For such women, how they wear their orna is an art, as is the whole of their toilette and habillement. Their easy elegance with the garment mocks the meager efforts of the female bideshi (foreigner). Shanti, a bideshi friend, discovered this when a “hard-core New Delhi Indian” colleague of hers guessed that she didn’t wear an orna at home. How could he tell? Through her awkward need to constantly rearrange it, he explained. No self-respecting South Asian woman touches her orna after putting it on each morning. Her nativeness acts as a magnet to keep it perfectly in place.

As an outsider to the orna, the female bideshi uses and abuses it. She might wear it as an expression of respect but underestimate its significance, apply it to her brow to wipe away the sweat of Bengal, or to dry her hands after washing, or as a bedspread or wrap-around skirt in the privacy of her home. My flatmate, Deepak, once used a borrowed orna as a mask while removing a smelly family of dead birds from our range hood — and we, the women of the house, let him. Another friend incurred the wrath of a Bangladeshi gentleman when she picked up a dozen bottles from the foreigners-only grog shop and wrapped them in some old ornas to transport them safely home.

In Bangladesh, many deshi female friends question the bideshi choice to wear the orna.
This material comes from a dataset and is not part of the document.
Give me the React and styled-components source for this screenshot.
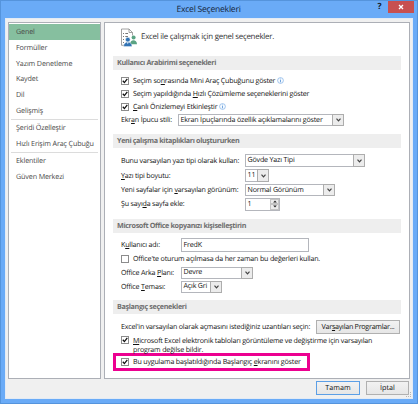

It is not necessary for us, they say, and perhaps they too secretly think we can’t carry it off. This is not quite accurate. Bideshi women may have more freedom to go ornaless, but they still encounter the same perception of themselves as women, and all the inferiority that signifies in Bangladesh. Since they also bear the cultural stereotype of being famous for not covering up, bideshi women might just as well keep their ornas close.
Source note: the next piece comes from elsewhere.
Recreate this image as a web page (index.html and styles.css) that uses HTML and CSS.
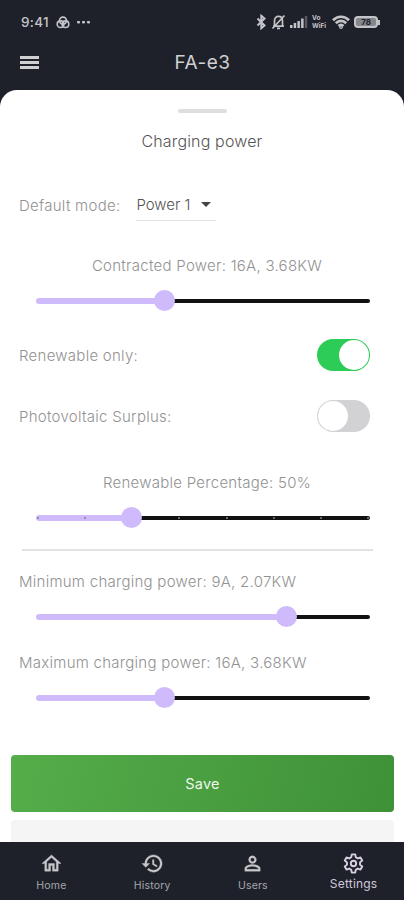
FILE: index.html
```html
<!DOCTYPE html>
<html lang="en">
<head>
  <meta charset="UTF-8" />
  <meta name="viewport" content="width=device-width, initial-scale=1.0" />
  <title>FA-e3</title>
  <link rel="stylesheet" href="styles.css">
</head>
<body>

  <div class="app">
    <div class="status-bar">
      <div class="status-left">
        <span class="time">9:41</span>
        <svg width="14" height="13" viewBox="0 0 14 13" fill="none" stroke="currentColor" stroke-width="1.6">
          <circle cx="7" cy="4.6" r="3.5" />
          <circle cx="4.5" cy="8.2" r="3.3" />
          <circle cx="9.5" cy="8.2" r="3.3" />
        </svg>
        <svg width="13" height="3" viewBox="0 0 13 3" fill="currentColor">
          <rect width="3" height="2.4" rx="0.8" />
          <rect x="5" width="3" height="2.4" rx="0.8" />
          <rect x="10" width="3" height="2.4" rx="0.8" />
        </svg>
      </div>
      <div class="status-right">
        <svg width="11" height="16" viewBox="0 0 11 16" fill="none" stroke="currentColor" stroke-width="2">
          <path d="M1.500 4.500l7 7L5.300 14.200V1.800l3.200 2.700-7 7" />
        </svg>
        <svg width="15" height="16" viewBox="0 0 15 16" fill="none" stroke="currentColor" stroke-width="1.7">
          <path d="M2 12.200h11M3.500 12V7c0-3 1.800-4.600 4-4.600s4 1.600 4 4.600v5M6 14.300h3M1.500 14.500L13.500 1.500" />
        </svg>
        <svg width="18" height="14" viewBox="0 0 18 14" fill="currentColor">
          <rect x="0" y="10" width="2.500" height="3" />
          <rect x="3.700" y="8" width="2.500" height="5" />
          <rect x="7.400" y="6" width="2.500" height="7" />
          <rect x="11.100" y="3.500" width="2.500" height="9.500" />
          <rect x="14.800" y="1" width="2.500" height="12" opacity="0.35" />
        </svg>
        <span class="vowifi"><span>Vo</span><span>WiFi</span></span>
        <svg width="18" height="14" viewBox="0 0 18 14" fill="none" stroke="currentColor" stroke-width="2.700">
          <path d="M1 5.200c4.500-4.600 11.500-4.600 16 0M3.800 8.200c3-3 7.400-3 10.400 0M6.500 11c1.500-1.400 3.500-1.400 5 0" />
          <circle cx="9" cy="12" r="0.600" />
        </svg>
        <span class="battery"><span class="battery-level">78</span></span>
      </div>
    </div>

    <header class="app-bar">
      <button class="menu" aria-label="Menu">
        <span></span>
        <span></span>
        <span></span>
      </button>
      <h1>FA-e3</h1>
    </header>

    <main class="sheet">
      <div class="handle"></div>
      <h2>Charging power</h2>

      <div class="mode-row">
        <span>Default mode:</span>
        <div class="select">
          <span>Power 1</span>
          <span class="arrow"></span>
        </div>
      </div>

      <p class="label center">Contracted Power: 16A, 3.68KW</p>
      <div class="slider">
        <div class="fill" style="width: 38.4%"></div>
        <div class="thumb"></div>
        <div class="rest"></div>
      </div>

      <div class="switch-row first">
        <span>Renewable only:</span>
        <div class="switch on"><div class="knob"></div></div>
      </div>
      <div class="switch-row">
        <span>Photovoltaic Surplus:</span>
        <div class="switch"><div class="knob"></div></div>
      </div>

      <p class="label center percentage">Renewable Percentage: 50%</p>
      <div class="slider">
        <div class="fill" style="width: 28.5%"></div>
        <div class="thumb"></div>
        <div class="rest"></div>
        <div class="ticks"><i></i><i></i><i class="hidden"></i><i></i><i></i><i></i><i></i><i></i></div>
      </div>

      <div class="divider"></div>

      <p class="label">Minimum charging power: 9A, 2.07KW</p>
      <div class="slider">
        <div class="fill" style="width: 75%"></div>
        <div class="thumb"></div>
        <div class="rest"></div>
      </div>

      <p class="label maximum">Maximum charging power: 16A, 3.68KW</p>
      <div class="slider">
        <div class="fill" style="width: 38.4%"></div>
        <div class="thumb"></div>
        <div class="rest"></div>
      </div>

      <button class="save">Save</button>
      <div class="next-card"></div>
    </main>

    <nav class="tab-bar">
      <a class="tab">
        <svg viewBox="0 0 24 24"><path d="M12 5.690l5 4.500V18h-2v-6H9v6H7v-7.810l5-4.500M12 3L2 12h3v8h6v-6h2v6h6v-8h3L12 3z" /></svg>
        <span>Home</span>
      </a>
      <a class="tab">
        <svg viewBox="0 0 24 24"><path d="M13 3c-4.970 0-9 4.030-9 9H1l3.890 3.890.07.14L9 12H6c0-3.870 3.130-7 7-7s7 3.130 7 7-3.130 7-7 7c-1.930 0-3.680-.79-4.940-2.060l-1.420 1.420C8.270 19.990 10.510 21 13 21c4.970 0 9-4.030 9-9s-4.030-9-9-9zm-1 5v5l4.280 2.540.72-1.210-3.500-2.080V8H12z" /></svg>
        <span>History</span>
      </a>
      <a class="tab">
        <svg viewBox="0 0 24 24"><path d="M12 5.900c1.160 0 2.100.94 2.100 2.100s-.94 2.100-2.100 2.100S9.900 9.160 9.900 8s.94-2.100 2.100-2.100m0 9c2.970 0 6.100 1.460 6.100 2.100v1.100H5.900V17c0-.64 3.130-2.100 6.100-2.100M12 4C9.790 4 8 5.790 8 8s1.790 4 4 4 4-1.790 4-4-1.790-4-4-4zm0 9c-2.670 0-8 1.340-8 4v3h16v-3c0-2.660-5.330-4-8-4z" /></svg>
        <span>Users</span>
      </a>
      <a class="tab active">
        <svg viewBox="0 0 24 24">
          <path d="M10.200 2.500h3.600l.6 3 2 1.200 2.900-1 1.800 3.100-2.300 2v2.400l2.300 2-1.800 3.100-2.900-1-2 1.200-.6 3h-3.600l-.6-3-2-1.200-2.900 1-1.800-3.100 2.300-2v-2.400l-2.300-2 1.800-3.100 2.900 1 2-1.200z" />
          <circle cx="12" cy="12" r="2.800" />
        </svg>
        <span>Settings</span>
      </a>
    </nav>
  </div>

</body>
</html>
```
FILE: styles.css
```css
* {
  box-sizing: border-box;
}

body {
  font-family: Inter, "Liberation Sans", sans-serif;
  margin: 0;
  background: #1e212a;
}

h1, h2, p {
  margin: 0;
  font-weight: 300;
}

button {
  font-family: inherit;
  border: none;
  cursor: pointer;
}

.app {
  height: 900px;
  display: flex;
  flex-direction: column;
  overflow: hidden;
}

/* Status bar */
.status-bar {
  height: 44px;
  padding: 0 24px 0 21px;
  display: flex;
  align-items: center;
  justify-content: space-between;
  color: #c3c4c7;
}

.status-left,
.status-right {
  display: flex;
  align-items: center;
}

.status-left {
  gap: 7px;
}

.status-right {
  gap: 4px;
}

.time {
  font-size: 13.5px;
  font-weight: 500;
  letter-spacing: 0.3px;
}

.vowifi {
  display: flex;
  flex-direction: column;
  width: 16px;
  font-size: 6.5px;
  line-height: 8px;
  font-weight: 700;
}

.battery {
  display: flex;
  align-items: center;
}

.battery::after {
  content: "";
  width: 2px;
  height: 5px;
  background: #c3c4c7;
}

.battery-level {
  width: 24px;
  height: 12px;
  border: 2px solid #c3c4c7;
  border-radius: 4px;
  background: #85878c;
  color: #1e212a;
  font-size: 8px;
  line-height: 8px;
  font-weight: 700;
  text-align: center;
}

/* App bar */
.app-bar {
  height: 46px;
  padding: 0 19px 10px 20px;
  display: grid;
  grid-template-columns: 20px 1fr 20px;
  align-items: center;
}

.menu {
  padding: 0;
  background: none;
  display: flex;
  flex-direction: column;
  gap: 2px;
}

.menu span {
  width: 19px;
  height: 3px;
  background: #d0d0d3;
}

.app-bar h1 {
  font-size: 19px;
  font-weight: 400;
  letter-spacing: 0.5px;
  text-align: center;
  color: #d0d0d3;
}

/* Sheet */
.sheet {
  height: 752px;
  display: flex;
  flex-direction: column;
  background: #fff;
  border-radius: 17px 17px 0 0;
  color: #929292;
  font-size: 15px;
  font-weight: 300;
  letter-spacing: 0.27px;
  overflow: hidden;
}

.handle {
  width: 49px;
  height: 4px;
  flex-shrink: 0;
  margin: 19px auto 0 178px;
  border-radius: 2px;
  background: #dedede;
}

.sheet h2 {
  margin-top: 18px;
  font-size: 16px;
  line-height: 20px;
  letter-spacing: 0.15px;
  text-align: center;
  color: #555;
}

.mode-row {
  height: 32px;
  margin: 38px 19px 0;
  display: flex;
  align-items: center;
  gap: 16px;
}

.select {
  width: 80px;
  height: 32px;
  display: flex;
  align-items: center;
  gap: 10px;
  border-bottom: 1px solid #e2e2e2;
  color: #555;
  letter-spacing: 0;
}

.arrow {
  border: 5px solid transparent;
  border-top-color: #444;
  border-bottom: none;
}

.label {
  margin: 21px 19px 0;
  line-height: 20px;
}

.center {
  margin: 35px 0 0 10px;
  text-align: center;
}

.percentage {
  margin-top: 41px;
}

/* Sliders */
.slider {
  position: relative;
  height: 22px;
  margin: 14px 34px 0 36px;
  display: flex;
  align-items: center;
}

.fill {
  height: 6px;
  border-radius: 3px 0 0 3px;
  background: #cfbbfc;
}

.thumb {
  width: 21px;
  height: 21px;
  margin: 0 -10.5px;
  border-radius: 50%;
  background: #cfbbfc;
  z-index: 1;
}

.rest {
  flex: 1;
  height: 4px;
  border-radius: 0 2px 2px 0;
  background: #111;
}

.ticks {
  position: absolute;
  left: 1px;
  right: 1px;
  display: flex;
  justify-content: space-between;
}

.ticks i {
  width: 2px;
  height: 2px;
  border-radius: 50%;
  background: #85808f;
}

.ticks .hidden {
  visibility: hidden;
}

/* Switches */
.switch-row {
  height: 32px;
  margin: 29px 34px 0 19px;
  display: flex;
  align-items: center;
  justify-content: space-between;
}

.first {
  margin-top: 28px;
}

.switch {
  width: 53px;
  height: 32px;
  padding: 1px;
  display: flex;
  border-radius: 16px;
  background: #d2d2d4;
}

.knob {
  width: 30px;
  height: 30px;
  border-radius: 50%;
  background: #fff;
}

.switch.on {
  justify-content: flex-end;
  background: #2dcc57;
}

.divider {
  height: 2px;
  flex-shrink: 0;
  margin: 21px 31px 0 22px;
  background: #e2e2e2;
}

.maximum {
  margin-top: 26px;
}

.save {
  height: 57px;
  flex-shrink: 0;
  margin: 47px 10px 0 11px;
  border-radius: 4px;
  background: linear-gradient(105deg, #55ad4a, #3f9137);
  color: #edf6ec;
  font-size: 14.5px;
  letter-spacing: 0.2px;
}

.next-card {
  height: 40px;
  flex-shrink: 0;
  margin: 8px 10px 0 11px;
  border-radius: 4px;
  background: #f5f5f5;
}

/* Bottom navigation */
.tab-bar {
  height: 58px;
  padding-left: 1px;
  display: grid;
  grid-template-columns: repeat(4, 1fr);
  background: #1e212a;
}

.tab {
  padding-top: 10px;
  display: flex;
  flex-direction: column;
  align-items: center;
  gap: 5px;
  color: #a6a7ab;
  font-size: 10.5px;
  line-height: 14px;
  letter-spacing: 0.2px;
}

.tab svg {
  width: 23px;
  height: 23px;
  margin-bottom: -1px;
  fill: #c8c8cc;
  stroke: #c8c8cc;
  stroke-width: 0.4;
}

.tab.active {
  color: #d0c8da;
  font-size: 12px;
  gap: 3px;
}

.tab.active svg {
  fill: none;
  stroke: #d8cfe2;
  stroke-width: 2;
  stroke-linejoin: round;
}
```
Without the orna, one feels naked. This would be a feeling amongst deshi (local) women that translates easily to the bideshi. Reports of female friends now returned to Australia demonstrate an increase in scarf collecting and wearing, not exactly in the fashion of women in Bangladesh, but still for their reassuring presence around the neck.
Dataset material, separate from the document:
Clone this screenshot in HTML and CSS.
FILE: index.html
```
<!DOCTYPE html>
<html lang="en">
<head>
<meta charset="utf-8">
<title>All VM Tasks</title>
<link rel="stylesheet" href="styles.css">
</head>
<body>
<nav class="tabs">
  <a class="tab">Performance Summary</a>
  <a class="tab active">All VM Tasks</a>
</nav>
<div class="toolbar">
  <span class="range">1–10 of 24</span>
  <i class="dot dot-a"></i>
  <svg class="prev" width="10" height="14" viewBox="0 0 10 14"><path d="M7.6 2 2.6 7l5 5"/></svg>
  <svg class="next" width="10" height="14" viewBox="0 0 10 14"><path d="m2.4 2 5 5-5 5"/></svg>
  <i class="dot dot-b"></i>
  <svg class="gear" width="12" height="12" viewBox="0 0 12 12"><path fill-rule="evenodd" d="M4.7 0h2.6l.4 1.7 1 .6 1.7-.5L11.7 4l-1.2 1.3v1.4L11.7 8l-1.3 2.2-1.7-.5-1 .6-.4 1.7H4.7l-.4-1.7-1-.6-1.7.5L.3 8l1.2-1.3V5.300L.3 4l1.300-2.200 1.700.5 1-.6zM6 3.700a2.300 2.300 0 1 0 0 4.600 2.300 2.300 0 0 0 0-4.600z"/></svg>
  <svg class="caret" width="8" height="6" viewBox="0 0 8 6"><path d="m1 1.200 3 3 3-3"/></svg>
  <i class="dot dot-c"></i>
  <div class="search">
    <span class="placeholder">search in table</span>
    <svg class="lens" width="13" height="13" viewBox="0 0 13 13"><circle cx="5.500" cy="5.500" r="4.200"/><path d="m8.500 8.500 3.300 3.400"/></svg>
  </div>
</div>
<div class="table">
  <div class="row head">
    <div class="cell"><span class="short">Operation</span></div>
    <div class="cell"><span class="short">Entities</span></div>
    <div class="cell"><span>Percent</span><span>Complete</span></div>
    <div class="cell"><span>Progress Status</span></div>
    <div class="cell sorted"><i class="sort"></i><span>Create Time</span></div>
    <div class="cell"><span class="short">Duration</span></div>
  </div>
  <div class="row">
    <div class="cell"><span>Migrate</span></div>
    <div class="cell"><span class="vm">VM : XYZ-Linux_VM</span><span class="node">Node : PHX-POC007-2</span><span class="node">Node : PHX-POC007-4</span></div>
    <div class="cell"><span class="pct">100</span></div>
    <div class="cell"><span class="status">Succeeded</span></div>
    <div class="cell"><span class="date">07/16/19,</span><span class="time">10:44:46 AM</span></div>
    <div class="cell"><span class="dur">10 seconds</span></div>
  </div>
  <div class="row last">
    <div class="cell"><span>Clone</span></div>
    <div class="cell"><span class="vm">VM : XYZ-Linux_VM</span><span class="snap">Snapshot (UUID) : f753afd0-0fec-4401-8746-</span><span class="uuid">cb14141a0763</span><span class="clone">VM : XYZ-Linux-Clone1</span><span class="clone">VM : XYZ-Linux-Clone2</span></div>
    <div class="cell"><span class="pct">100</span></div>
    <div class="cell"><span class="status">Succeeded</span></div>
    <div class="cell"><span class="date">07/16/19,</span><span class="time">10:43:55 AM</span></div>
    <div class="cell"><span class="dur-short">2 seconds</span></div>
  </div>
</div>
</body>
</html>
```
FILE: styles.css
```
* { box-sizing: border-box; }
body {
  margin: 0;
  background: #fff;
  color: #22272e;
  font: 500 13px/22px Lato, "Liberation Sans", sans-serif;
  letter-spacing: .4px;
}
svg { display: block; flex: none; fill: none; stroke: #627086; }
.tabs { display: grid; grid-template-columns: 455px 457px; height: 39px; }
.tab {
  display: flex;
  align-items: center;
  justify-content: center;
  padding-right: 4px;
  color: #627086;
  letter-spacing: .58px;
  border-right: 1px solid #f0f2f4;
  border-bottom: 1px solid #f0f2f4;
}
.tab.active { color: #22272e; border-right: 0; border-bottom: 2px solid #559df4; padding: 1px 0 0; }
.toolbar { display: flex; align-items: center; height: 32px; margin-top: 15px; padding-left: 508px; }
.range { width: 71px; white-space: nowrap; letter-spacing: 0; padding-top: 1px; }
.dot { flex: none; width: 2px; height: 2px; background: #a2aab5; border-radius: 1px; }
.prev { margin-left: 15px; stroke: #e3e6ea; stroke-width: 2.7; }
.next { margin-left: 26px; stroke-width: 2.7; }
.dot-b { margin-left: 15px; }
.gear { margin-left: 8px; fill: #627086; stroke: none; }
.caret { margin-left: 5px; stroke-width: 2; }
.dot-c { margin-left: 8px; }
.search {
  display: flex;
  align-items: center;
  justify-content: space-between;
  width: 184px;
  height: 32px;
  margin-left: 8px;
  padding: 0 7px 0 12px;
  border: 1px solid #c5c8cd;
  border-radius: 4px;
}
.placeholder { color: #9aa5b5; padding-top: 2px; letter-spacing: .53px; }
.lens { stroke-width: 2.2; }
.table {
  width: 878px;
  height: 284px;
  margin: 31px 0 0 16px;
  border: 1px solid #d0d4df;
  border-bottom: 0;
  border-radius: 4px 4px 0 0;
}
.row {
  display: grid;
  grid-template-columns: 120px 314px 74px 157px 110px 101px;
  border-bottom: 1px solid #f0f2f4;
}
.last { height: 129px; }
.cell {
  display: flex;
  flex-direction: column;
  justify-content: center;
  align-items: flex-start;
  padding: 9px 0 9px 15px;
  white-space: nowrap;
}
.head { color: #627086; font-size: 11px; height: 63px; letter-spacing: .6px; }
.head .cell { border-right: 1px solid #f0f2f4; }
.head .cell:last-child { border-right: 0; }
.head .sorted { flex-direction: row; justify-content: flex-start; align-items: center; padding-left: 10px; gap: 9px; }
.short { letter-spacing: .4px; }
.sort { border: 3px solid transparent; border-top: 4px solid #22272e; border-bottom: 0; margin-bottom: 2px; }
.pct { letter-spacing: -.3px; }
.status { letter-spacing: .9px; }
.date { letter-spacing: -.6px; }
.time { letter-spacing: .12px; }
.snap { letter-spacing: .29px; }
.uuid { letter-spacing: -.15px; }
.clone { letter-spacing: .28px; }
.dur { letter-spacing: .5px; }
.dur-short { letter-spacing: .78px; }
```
The orna’s net of symbolism is cast in public and private spaces. Bangladeshi women wear their kit running errands around scorching city streets, and leave it on when cooking over fierce gas burners or tending to their husbands and families in the home. I asked another friend, Runia, when do you take the orna off? Her answer encompassed variables like where you are, who is with you, and finally, how religious you are.

A popular female-only gym in Dhanmondi has individual dress shop-style changing cubicles in which women exchange their salwar kameez for exercise clothes. Tracksuit pants and t-shirts are as far as the deshi members will go in uncovering. No shorts or singlets are worn, but then, no ornas are, either.

What is known as ‘Death By Orna’ has occurred occasionally in Bangladeshi streets. Women’s ornas have become tangled in their own or passing rickshaws; some women are pulled off rickshaw seats and onto the streets, others are strangled.

Then there is the erotic orna, associated with the harem mentality. Women under cover carry their exclusiveness as an aphrodisiac. Each lover and husband is turned into a sultan when a woman exposes her body only for him. What fire burns under such an impenetrable, well-concealed breast? So many Harlequin romances have been based on this notion. The orna can give women the opportunity to yield their sexual power. Or in terms of the prostitutes one sees being fondled out in the open (but still under cover of the orna) by security guards in the dead of Dhaka nights, they are more likely to be exploited by it.

Men are everywhere in Bangladesh and can parade the streets in various states of attire. Men can be fully suited, in dress shirt and trousers, in t-shirt and jeans, in punjabi and tupi, or topless with a lungi at full-length or folded up loin cloth style. Women can wear the orna, salwar kameez, sari, conceal their hair with a rumal, their face with a hijab, or don the burka. Baby boys toddle the streets dressed in nothing but a few lengths of string and a tabiz (holy amulet), whereas their equally poor sisters are clothed as fully as possible. These liberties of dress are the male street interpretation of a Qu’ran text similar to the one directed at women:

Say to the believing men that they cast down their looks and guard their private parts; that is purer for them; surely Allah is Aware of what they do [24.30].

As a man in Bangladesh, wearing short trousers won’t have you cast out. Rather, shorts are considered infantile and you’ll get ribbed by your friends if you’re a local, and giggled at perhaps a bit more discreetly if you’re a bideshi. It’s hard to look dignified if your legs are milk-white and hirsute, after all.

Conversely, a woman wearing shorts, or a short skirt — bideshi or deshi — will always be stared at, talked about, and openly harassed.

I needed to find a man to explain to me why men are allowed more freedom of apparel than women. Dr Apurba, a colleague, allows that it happens just because culture in Bangladesh is the way it is. Women because they’re women, must have ornas — men because they’re men, have more choices. It also has to do with male dominance and physical structure. Men cover up less because they have less to cover up.

Indeed, ornas are worn everywhere in Bangladesh. Except in my bedroom, where I am sitting at my desk wearing a sleeveless t-shirt and a cotton skirt down to my knees. My curtains are drawn and my window is open. On one of the nearby rooftops, four slick young men wearing jeans and shirts are sitting, smoking cigarettes and surveying their princedom.

After watching them for a while, I notice movement at a window two floors down. A young women in full salwar kameez and bright yellow orna holds her baby up to take in the cool breeze. It would be difficult for her to feel the breeze. From my interior vantage point, the distance between the men and the woman is slight. She is a just few floors beneath. Then again, they are standing with floors and ceilings between them; they cannot see each other.